手指頭蘸了點水,伸手像鄧崇那樣摸了起來。
一旁的厲江籬緊緊盯著她的動作,想要知道接下來的結果。
鄧崇在一旁說:“主任怎麼還沒來?”
厲江籬隨口道:“會不會有什麼事耽擱了?”
話音剛落,手術室門一開,趙主任來了,問道:“怎麼樣,能摸到嗎?”
他一麵問,一麵穿手術衣。
姚敏搖了搖頭,歎口氣,“還沒摸到。”
趙主任看向小弟子,“江籬你去,換個手氣,仔細摸摸。”
姚敏換到了厲江籬的位置上,扶著胸腔鏡,厲江籬像她剛才那樣手指蘸了蘸水,伸進了患者胸腔。

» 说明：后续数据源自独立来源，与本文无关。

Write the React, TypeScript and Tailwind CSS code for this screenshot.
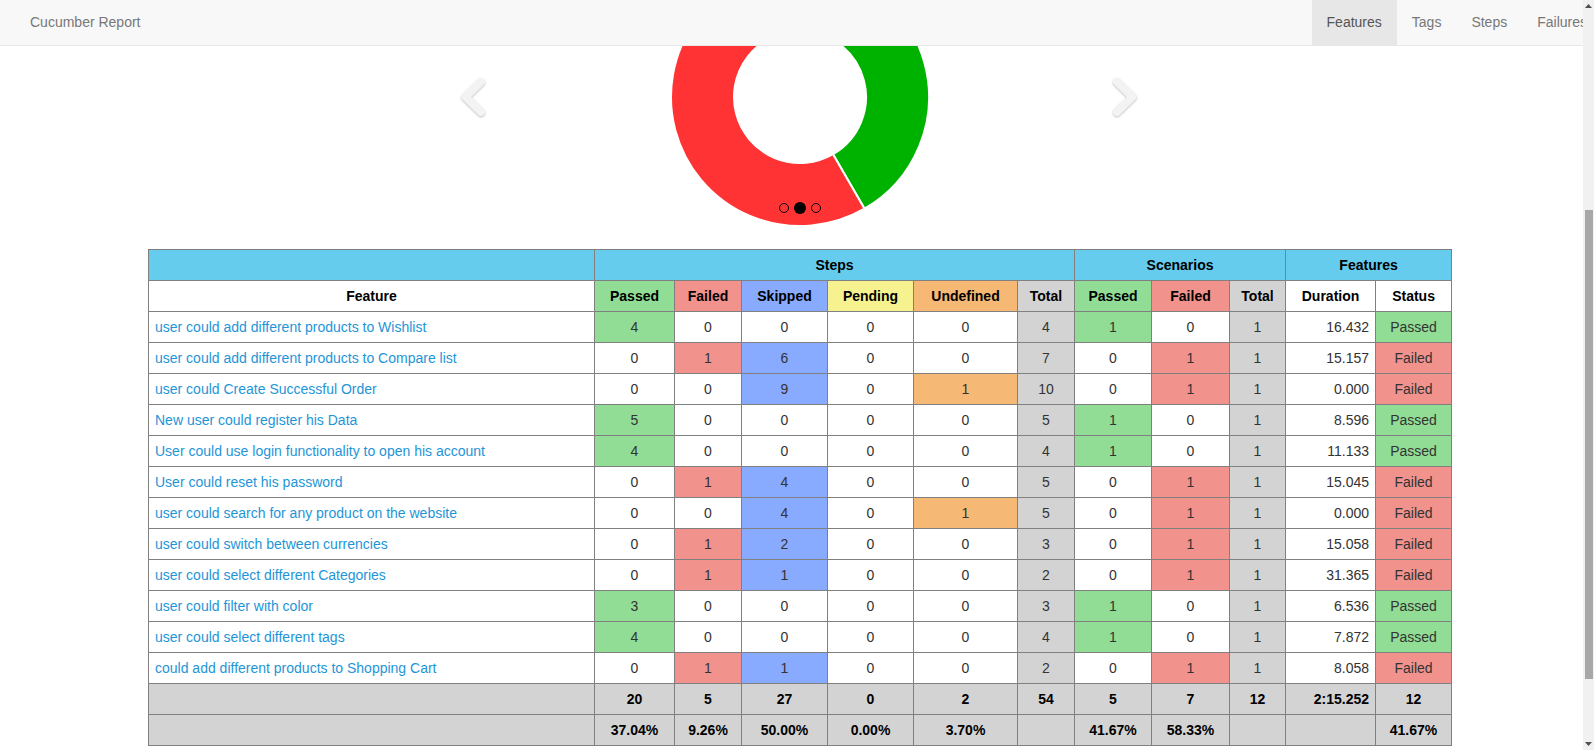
import React from "react";

type Row = {
  name: string;
  steps: number[];
  scenarios: number[];
  duration: string;
  status: "Passed" | "Failed";
};

const rows: Row[] = [
  { name: "user could add different products to Wishlist", steps: [4, 0, 0, 0, 0, 4], scenarios: [1, 0, 1], duration: "16.432", status: "Passed" },
  { name: "user could add different products to Compare list", steps: [0, 1, 6, 0, 0, 7], scenarios: [0, 1, 1], duration: "15.157", status: "Failed" },
  { name: "user could Create Successful Order", steps: [0, 0, 9, 0, 1, 10], scenarios: [0, 1, 1], duration: "0.000", status: "Failed" },
  { name: "New user could register his Data", steps: [5, 0, 0, 0, 0, 5], scenarios: [1, 0, 1], duration: "8.596", status: "Passed" },
  { name: "User could use login functionality to open his account", steps: [4, 0, 0, 0, 0, 4], scenarios: [1, 0, 1], duration: "11.133", status: "Passed" },
  { name: "User could reset his password", steps: [0, 1, 4, 0, 0, 5], scenarios: [0, 1, 1], duration: "15.045", status: "Failed" },
  { name: "user could search for any product on the website", steps: [0, 0, 4, 0, 1, 5], scenarios: [0, 1, 1], duration: "0.000", status: "Failed" },
  { name: "user could switch between currencies", steps: [0, 1, 2, 0, 0, 3], scenarios: [0, 1, 1], duration: "15.058", status: "Failed" },
  { name: "user could select different Categories", steps: [0, 1, 1, 0, 0, 2], scenarios: [0, 1, 1], duration: "31.365", status: "Failed" },
  { name: "user could filter with color", steps: [3, 0, 0, 0, 0, 3], scenarios: [1, 0, 1], duration: "6.536", status: "Passed" },
  { name: "user could select different tags", steps: [4, 0, 0, 0, 0, 4], scenarios: [1, 0, 1], duration: "7.872", status: "Passed" },
  { name: "could add different products to Shopping Cart", steps: [0, 1, 1, 0, 0, 2], scenarios: [0, 1, 1], duration: "8.058", status: "Failed" },
];

// colour per step column, used only when the count is above zero
const stepColors = ["bg-[#92dd96]", "bg-[#f2928c]", "bg-[#88aaff]", "bg-[#f5f28f]", "bg-[#f5b975]"];
const scenarioColors = ["bg-[#92dd96]", "bg-[#f2928c]"];

const cell = "border border-[#808080] h-[31px] px-[5px] text-center";
const head = "border border-[#808080] h-[31px] px-[5px] text-center font-bold text-black";
const foot = "border border-[#808080] h-[31px] px-[5px] text-center font-bold text-black bg-[#d3d3d3]";

const colWidths = [446, 80, 67, 86, 86, 104, 57, 77, 78, 56, 90, 76];

function Chevron({ dir }: { dir: "left" | "right" }) {
  const pts = dir === "left" ? "25,10 9.5,25 25,40" : "9,10 24.5,25 9,40";
  return (
    <svg
      width="34"
      height="50"
      viewBox="0 0 34 50"
      className={`absolute top-[26px] ${dir === "left" ? "left-[456px]" : "left-[1108px]"} drop-shadow-[0_1px_1px_rgba(0,0,0,0.25)]`}
    >
      <polyline points={pts} fill="none" stroke="#f3f3f3" strokeWidth="8" strokeLinecap="round" strokeLinejoin="round" />
    </svg>
  );
}

function Donut() {
  return (
    <svg width="260" height="260" viewBox="0 0 260 260" className="block ml-[670px] mt-[-79px]">
      <path
        d="M130 1 A129 129 0 0 1 194.5 241.72 L163 187.16 A66 66 0 0 0 130 64 Z"
        fill="#00b200"
        stroke="#fff"
        strokeWidth="2"
      />
      <path
        d="M194.5 241.72 A129 129 0 1 1 130 1 L130 64 A66 66 0 1 0 163 187.16 Z"
        fill="#ff3333"
        stroke="#fff"
        strokeWidth="2"
      />
    </svg>
  );
}

export default function App() {
  return (
    <div className="flex h-[750px] w-full overflow-hidden bg-white font-['Liberation_Sans',Arial,sans-serif] text-[14px] text-[#333]">
      <div className="flex min-w-0 flex-1 flex-col overflow-hidden">
        {/* navbar */}
        <nav className="flex h-[46px] shrink-0 overflow-hidden border-b border-[#e7e7e7] bg-[#f8f8f8] text-[#777]">
          <span className="flex items-center pl-[30px]">Cucumber Report</span>
          <ul className="ml-auto mr-[-19px] flex shrink-0">
            <li className="flex items-center bg-[#e7e7e7] px-[15px] text-[#555]">Features</li>
            <li className="flex items-center px-[15px]">Tags</li>
            <li className="flex items-center px-[15px]">Steps</li>
            <li className="flex items-center px-[15px]">Failures</li>
          </ul>
        </nav>

        {/* chart carousel */}
        <div className="relative h-[203px] shrink-0 overflow-hidden">
          <Donut />
          <Chevron dir="left" />
          <Chevron dir="right" />
          <div className="absolute left-[779px] top-[156px] flex items-center gap-[5px]">
            <span className="h-[10px] w-[10px] rounded-full border border-black" />
            <span className="h-[12px] w-[12px] rounded-full bg-black" />
            <span className="h-[10px] w-[10px] rounded-full border border-black" />
          </div>
        </div>

        {/* features table */}
        <table className="ml-[148px] w-[1304px] shrink-0 table-fixed border-collapse">
          <colgroup>
            {colWidths.map((w, i) => (
              <col key={i} style={{ width: w }} />
            ))}
          </colgroup>
          <thead>
            <tr className="bg-[#66ccee]">
              <th className={head}></th>
              <th className={head} colSpan={6}>Steps</th>
              <th className={head} colSpan={3}>Scenarios</th>
              <th className={head} colSpan={2}>Features</th>
            </tr>
            <tr>
              <th className={head}>Feature</th>
              <th className={`${head} bg-[#92dd96]`}>Passed</th>
              <th className={`${head} bg-[#f2928c]`}>Failed</th>
              <th className={`${head} bg-[#88aaff]`}>Skipped</th>
              <th className={`${head} bg-[#f5f28f]`}>Pending</th>
              <th className={`${head} bg-[#f5b975]`}>Undefined</th>
              <th className={`${head} bg-[#d3d3d3]`}>Total</th>
              <th className={`${head} bg-[#92dd96]`}>Passed</th>
              <th className={`${head} bg-[#f2928c]`}>Failed</th>
              <th className={`${head} bg-[#d3d3d3]`}>Total</th>
              <th className={head}>Duration</th>
              <th className={head}>Status</th>
            </tr>
          </thead>
          <tbody>
            {rows.map((r) => (
              <tr key={r.name}>
                <td className="border border-[#808080] h-[31px] pl-[6px] text-left text-[#1e95d8]">{r.name}</td>
                {r.steps.map((v, i) => (
                  <td key={i} className={`${cell} ${i === 5 ? "bg-[#d3d3d3]" : v > 0 ? stepColors[i] : ""}`}>
                    {v}
                  </td>
                ))}
                {r.scenarios.map((v, i) => (
                  <td key={i} className={`${cell} ${i === 2 ? "bg-[#d3d3d3]" : v > 0 ? scenarioColors[i] : ""}`}>
                    {v}
                  </td>
                ))}
                <td className="border border-[#808080] h-[31px] pr-[6px] text-right">{r.duration}</td>
                <td className={`${cell} ${r.status === "Passed" ? "bg-[#92dd96]" : "bg-[#f2928c]"}`}>{r.status}</td>
              </tr>
            ))}
          </tbody>
          <tfoot>
            <tr>
              <td className={foot}></td>
              {["20", "5", "27", "0", "2", "54", "5", "7", "12"].map((v, i) => (
                <td key={i} className={foot}>{v}</td>
              ))}
              <td className={`${foot} !text-right !pr-[6px]`}>2:15.252</td>
              <td className={foot}>12</td>
            </tr>
            <tr>
              <td className={foot}></td>
              {["37.04%", "9.26%", "50.00%", "0.00%", "3.70%", "", "41.67%", "58.33%", "", "", "41.67%"].map((v, i) => (
                <td key={i} className={foot}>{v}</td>
              ))}
            </tr>
          </tfoot>
        </table>
      </div>

      {/* browser scrollbar */}
      <div className="flex w-[11px] shrink-0 flex-col bg-[#f1f1f1]">
        <div className="flex h-[12px] items-center justify-center">
          <svg width="7" height="4" viewBox="0 0 7 4"><polygon points="3.5,0 7,4 0,4" fill="#505050" /></svg>
        </div>
        <div className="flex-1">
          <div className="ml-[2px] mt-[198px] h-[469px] w-[8px] bg-[#a8a8a8]" />
        </div>
        <div className="flex h-[12px] items-center justify-center">
          <svg width="7" height="4" viewBox="0 0 7 4"><polygon points="0,0 7,0 3.5,4" fill="#505050" /></svg>
        </div>
      </div>
    </div>
  );
}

患者是女性,還年輕,也從不抽煙,她的肺是嫩粉色的,表麵有一些正常的碳素沉積,和老煙民的截然不同。
他用手輕輕揉捏著病人的肺,不通氣的肺手感就像一塊海綿,輕輕捏上去,像抓了一把沙攥在手心一樣,非常柔軟。
耳邊是鄧崇在提醒他怎麼摸才最準確,他把肺組織夾在大拇指和中指之間輕輕摩挲,認真地用指腹去感受每一寸觸感的變化。
忽然,他停了下來,示意:“主任,師兄,我好像摸到了。”
鄧崇有些驚訝,趙主任看了眼他摸的位置,等他退開後,下手親自感受了一下,點點頭。
“好小子,今天立大功了。”鄧崇見狀忍不住誇了一句,眉頭一鬆。
聽到誇獎,青年露在口罩外麵的眼睛彎了一下,眼神似乎有些靦腆。
手術室裡原本因為腫瘤位置一直找不到而變得凝固的氛圍瞬間輕鬆不少,趙主任和鄧崇麻利地這塊肺組織裁剪下來,交給巡回護士送去病理科做快速的冰凍病理檢測。
快速病理得一會兒才能出結果,半個小時候,巡回護士接了病理科的電話,告訴他們:“不是癌。”
手術室頓時洋溢起歡快的氣氛來,趙主任宣布關胸,姚敏一邊看著厲江籬在做縫合,一邊笑道:“論如何一句話讓所有人都高興,數這句最動聽。”
手術馬上就結束了,麻醉醫生和護士高興;警報解除,虛驚一場,病人和家屬也高興;雖然切口大了點,但不是直接切除肺葉,為病人保留了更多肺組織和肺功能,醫生們也高興。
病人從手術室推進PACU,厲江籬記錄了幾個數據之後,出來便碰見患者家屬。
“手術順利,術中病理回報腫瘤是良性的,不用擔心,她在PACU再觀察一天,沒事就可以回病房了。”